As tragic as it is otherworldly, Cambodia is a destination for the truly curious traveller, writes Lesley Stones
03 April 2019 - 05:05Angkor Wat temple is just one of numerous ancient buildings on a vast archaeological site. Picture: LESLEY STONES
The country is still working to rebuild itself after those four bloody years, with its recovery helped by an influx of dollars as tourists return to admire the astonishing temple of Angkor Wat. It’s as magnificent as Machu Picchu, as intriguing as the Taj Mahal, and a great deal less crowded than either. It’s also just one of more than 100 temples in the world’s largest archaeological site, displaying the skills and opulence of an empire that thrived from AD 802 to 1432.
Cambodia has plenty of other drawcards too, but it’s less developed than its neighbours Vietnam and Thailand. You need to be a traveller, rather than a tourist, accepting rough roads and broken pavements, squat toilets and the dismaying amount of litter that mars its streets and beaches. Siem Reap has become a party town for temple tourists, with a night market, a Hard Rock Cafe and Pub Street full of bars next to stalls selling T-shirts for $1.

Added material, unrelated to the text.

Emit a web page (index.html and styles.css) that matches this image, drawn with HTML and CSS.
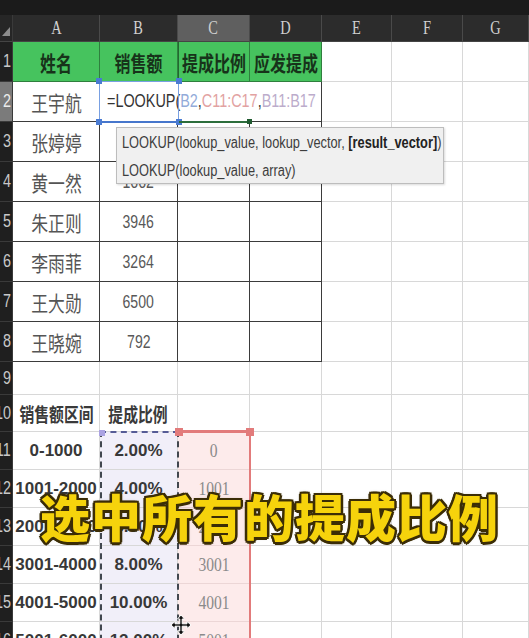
FILE: index.html
```html
<!DOCTYPE html>
<html lang="zh-CN">
<head>
<meta charset="utf-8">
<title>LOOKUP 提成比例</title>
<link rel="stylesheet" href="styles.css">
</head>
<body>
<div class="wrap">
  <div class="sheet">
    <div class="topbar"></div>

    <div class="corner"><span class="tri"></span></div>
    <div class="ch"><span>A</span></div>
    <div class="ch"><span>B</span></div>
    <div class="ch on"><span>C</span></div>
    <div class="ch"><span>D</span></div>
    <div class="ch"><span>E</span></div>
    <div class="ch"><span>F</span></div>
    <div class="ch"><span>G</span></div>

    <div class="rh"><span>1</span></div>
    <div class="c t g"><span>姓名</span></div>
    <div class="c t g"><span>销售额</span></div>
    <div class="c t g gc"><span>提成比例</span></div>
    <div class="c t g"><span>应发提成</span></div>
    <div class="c"></div><div class="c"></div><div class="c"></div>

    <div class="rh on"><span>2</span></div>
    <div class="c t name"><span>王宇航</span></div>
    <div class="c t edit"><span class="fx">=LOOKUP(<span class="r1">B2</span>,<span class="r2">C11:C17</span>,<span class="r3">B11:B17</span></span></div>
    <div class="c"></div><div class="c"></div><div class="c"></div>

    <div class="rh"><span>3</span></div>
    <div class="c t name"><span>张婷婷</span></div>
    <div class="c t num"><span>2850</span></div>
    <div class="c t"></div><div class="c t"></div>
    <div class="c"></div><div class="c"></div><div class="c"></div>

    <div class="rh"><span>4</span></div>
    <div class="c t name"><span>黄一然</span></div>
    <div class="c t num"><span>1662</span></div>
    <div class="c t"></div><div class="c t"></div>
    <div class="c"></div><div class="c"></div><div class="c"></div>

    <div class="rh"><span>5</span></div>
    <div class="c t name"><span>朱正则</span></div>
    <div class="c t num"><span>3946</span></div>
    <div class="c t"></div><div class="c t"></div>
    <div class="c"></div><div class="c"></div><div class="c"></div>

    <div class="rh"><span>6</span></div>
    <div class="c t name"><span>李雨菲</span></div>
    <div class="c t num"><span>3264</span></div>
    <div class="c t"></div><div class="c t"></div>
    <div class="c"></div><div class="c"></div><div class="c"></div>

    <div class="rh"><span>7</span></div>
    <div class="c t name"><span>王大勋</span></div>
    <div class="c t num"><span>6500</span></div>
    <div class="c t"></div><div class="c t"></div>
    <div class="c"></div><div class="c"></div><div class="c"></div>

    <div class="rh"><span>8</span></div>
    <div class="c t name"><span>王晓婉</span></div>
    <div class="c t num"><span>792</span></div>
    <div class="c t"></div><div class="c t"></div>
    <div class="c"></div><div class="c"></div><div class="c"></div>

    <div class="rh"><span>9</span></div>
    <div class="c"></div><div class="c"></div><div class="c"></div><div class="c"></div>
    <div class="c"></div><div class="c"></div><div class="c"></div>

    <div class="rh"><span>10</span></div>
    <div class="c hd"><span>销售额区间</span></div>
    <div class="c hd"><span>提成比例</span></div>
    <div class="c"></div><div class="c"></div>
    <div class="c"></div><div class="c"></div><div class="c"></div>

    <div class="rh"><span>11</span></div>
    <div class="c rg"><span>0-1000</span></div>
    <div class="c rg sb"><span>2.00%</span></div>
    <div class="c cv sc"><span>0</span></div>
    <div class="c"></div><div class="c"></div><div class="c"></div><div class="c"></div>

    <div class="rh"><span>12</span></div>
    <div class="c rg"><span>1001-2000</span></div>
    <div class="c rg sb"><span>4.00%</span></div>
    <div class="c cv sc"><span>1001</span></div>
    <div class="c"></div><div class="c"></div><div class="c"></div><div class="c"></div>

    <div class="rh"><span>13</span></div>
    <div class="c rg"><span>2001-3000</span></div>
    <div class="c rg sb"><span>6.00%</span></div>
    <div class="c cv sc"><span>2001</span></div>
    <div class="c"></div><div class="c"></div><div class="c"></div><div class="c"></div>

    <div class="rh"><span>14</span></div>
    <div class="c rg"><span>3001-4000</span></div>
    <div class="c rg sb"><span>8.00%</span></div>
    <div class="c cv sc"><span>3001</span></div>
    <div class="c"></div><div class="c"></div><div class="c"></div><div class="c"></div>

    <div class="rh"><span>15</span></div>
    <div class="c rg"><span>4001-5000</span></div>
    <div class="c rg sb"><span>10.00%</span></div>
    <div class="c cv sc"><span>4001</span></div>
    <div class="c"></div><div class="c"></div><div class="c"></div><div class="c"></div>

    <div class="rh"><span>16</span></div>
    <div class="c rg"><span>5001-6000</span></div>
    <div class="c rg sb"><span>12.00%</span></div>
    <div class="c cv sc"><span>5001</span></div>
    <div class="c"></div><div class="c"></div><div class="c"></div><div class="c"></div>
  </div>

  <div class="sel-b2">
    <span class="hd-tl"></span><span class="hd-tr"></span><span class="hd-bl"></span><span class="hd-br"></span>
  </div>
  <div class="line-c2"><span class="hd-end"></span></div>

  <div class="tip">
    <div class="tl"><span>LOOKUP(lookup_value, lookup_vector, <b>[result_vector]</b>)</span></div>
    <div class="tl"><span>LOOKUP(lookup_value, array)</span></div>
  </div>

  <div class="sel-b"><span class="sq-b"></span></div>
  <div class="sel-c"><span class="sq-l"></span><span class="sq-r"></span></div>

  <div class="cap">选中所有的提成比例</div>

  <svg class="cursor" width="22" height="22" viewBox="0 0 22 22">
    <path d="M11 1 L14.5 5 H12.2 V9.8 H17 V7.5 L21 11 L17 14.5 V12.2 H12.2 V17 H14.5 L11 21 L7.5 17 H9.8 V12.2 H5 V14.5 L1 11 L5 7.5 V9.8 H9.8 V5 H7.5 Z" fill="#111" stroke="#fff" stroke-width="1"/>
  </svg>
</div>
</body>
</html>
```

FILE: styles.css
```css
* { box-sizing: border-box; }
html, body { margin: 0; padding: 0; background: #fff; }
body {
  width: 529px;
  height: 638px;
  overflow: hidden;
  font-family: "Liberation Sans", "Noto Sans CJK SC", sans-serif;
}
.wrap { position: relative; width: 529px; height: 638px; overflow: hidden; }

.sheet {
  display: grid;
  grid-template-columns: 13px 87px 78px 72px 72px 70px 71px 66px;
  grid-template-rows: 15px 27px repeat(8, 40px) 33px 37px repeat(6, 38px);
}
.topbar { grid-column: 1 / -1; background: #1b1b1b; }

.corner {
  background: #262626;
  border-right: 1px solid #3a3a3a;
  border-bottom: 1px solid #444;
  display: flex;
  align-items: flex-end;
  justify-content: flex-end;
  padding: 0 2px 5px 0;
}
.tri { width: 0; height: 0; border-left: 8px solid transparent; border-bottom: 9px solid #8c8c8c; }

.ch {
  background: #2c2c2c;
  border-right: 1px solid #4a4a4a;
  border-bottom: 1px solid #444;
  display: flex;
  align-items: center;
  justify-content: center;
  color: #d0d0d0;
  font-family: "Liberation Serif", serif;
  font-size: 18px;
}
.ch > span { display: inline-block; transform: scaleX(.8); }
.ch.on { background: #5f5f5f; }

.rh {
  background: #1f1f1f;
  border-right: 1px solid #3a3a3a;
  border-bottom: 1px solid #3a3a3a;
  display: flex;
  align-items: center;
  justify-content: flex-end;
  padding-right: 1px;
  overflow: hidden;
  color: #c8c8c8;
  font-size: 18px;
}
.rh > span { display: inline-block; transform: scaleX(.8); transform-origin: right center; }
.rh.on { background: #7b7b7b; color: #ececec; }

.c {
  border-right: 1px solid #d8d8d8;
  border-bottom: 1px solid #d8d8d8;
  display: flex;
  align-items: center;
  justify-content: center;
  white-space: nowrap;
  overflow: hidden;
  color: #444;
  font-size: 17px;
}
.c > span { display: inline-block; transform: scaleX(.8); }
.t { border-color: #3b3b3b; }

.g {
  background: #46c35e;
  border-color: #2f7f3e;
  color: #17331a;
  font-family: "Noto Sans CJK SC", sans-serif;
  font-weight: 700;
  font-size: 21px;
}
.g > span { transform: scaleX(.76); }
.gc { border-left: 1px solid #22692f; }

.name { font-family: "Noto Sans CJK SC", sans-serif; font-size: 21px; color: #555; }
.num { font-size: 19px; color: #585858; }
.num > span { transform: scaleX(.74); }

.edit {
  grid-column: span 3;
  justify-content: flex-start;
  padding-left: 7px;
  background: #fff;
}
.c > .fx { transform-origin: left center; font-size: 18px; color: #333; }
.r1 { color: #93abd9; }
.r2 { color: #e2a2a2; }
.r3 { color: #bcaccb; }

.hd { font-family: "Noto Sans CJK SC", sans-serif; font-weight: 700; font-size: 19px; color: #3a3a3a; }
.hd > span { transform: scaleX(.78); }
.rg { font-weight: 700; font-size: 17px; color: #383838; }
.rg > span { transform: none; }
.sb { background: #f1eff9; }
.sc { background: #fdebeb; border-bottom-color: #ecd6d6; }
.cv { font-family: "Liberation Serif", serif; font-size: 19px; color: #8a8a8a; }
.cv > span { transform: scaleX(.82); }

/* overlays */
.sel-b2 {
  position: absolute;
  left: 99px; top: 81px; width: 80px; height: 42px;
  border: 1px solid #79a0e2;
  border-bottom: 2px solid #4676cc;
}
.sel-b2 span { position: absolute; width: 6px; height: 6px; background: #4a7bd2; }
.hd-tl { left: -4px; top: -4px; }
.hd-tr { right: -4px; top: -4px; }
.hd-bl { left: -4px; bottom: -4px; }
.hd-br { right: -4px; bottom: -4px; }
.line-c2 {
  position: absolute;
  left: 179px; top: 121px; width: 71px; height: 2px;
  background: #2c6e3c;
}
.hd-end { position: absolute; right: -2px; top: -2px; width: 5px; height: 5px; background: #1f5a2f; }

.tip {
  position: absolute;
  left: 116px; top: 127px; width: 328px; height: 57px;
  background: #f0f0f0;
  border: 1px solid #bdbdbd;
  box-shadow: 1px 1px 2px rgba(0, 0, 0, .15);
  padding: 1px 0 0 5px;
  color: #3d3d3d;
  font-size: 16px;
  white-space: nowrap;
}
.tl { height: 28px; display: flex; align-items: center; }
.tl > span { display: inline-block; transform: scaleX(.8); transform-origin: left center; }
.tl b { color: #222; }

.sel-b {
  position: absolute;
  left: 100px; top: 431px; width: 79px; height: 220px;
  border: 2px dashed #41474f;
  border-top-color: #565c96;
}
.sq-b { position: absolute; left: -3px; top: -3px; width: 6px; height: 6px; background: #aaa2e2; }
.sel-c {
  position: absolute;
  left: 179px; top: 430px; width: 72px; height: 220px;
  border-top: 3px solid #e27b7b;
  border-right: 2px solid #e27b7b;
}
.sel-c span { position: absolute; top: -5px; width: 8px; height: 8px; background: #e27b7b; }
.sq-l { left: -4px; }
.sq-r { right: -5px; }

.cap {
  position: absolute;
  left: 40px; top: 490px;
  font-family: "Noto Sans CJK SC", sans-serif;
  font-weight: 900;
  font-size: 50px;
  line-height: 50px;
  letter-spacing: 1px;
  color: #f6d30c;
  white-space: nowrap;
  text-shadow:
    2.5px 0 #3b2d06, -2.5px 0 #3b2d06, 0 2.5px #3b2d06, 0 -2.5px #3b2d06,
    1.8px 1.8px #3b2d06, -1.8px -1.8px #3b2d06, 1.8px -1.8px #3b2d06, -1.8px 1.8px #3b2d06,
    0 0 4px rgba(0, 0, 0, .35);
}
.cursor { position: absolute; left: 170px; top: 614px; }
```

During my tour I cruised on the mighty Mekong Rover, wimped out of eating fried tarantulas, snorkelled in the warm sea off the jagged coastline, and cycled through villages meeting rice wine bootleggers. I rode the Bamboo Train too, sitting on an open platform of bamboo and whizzing along a railway track at a merry rate. It originally shifted sacks of rice from the countryside, and now earns its keep by entertaining tourists.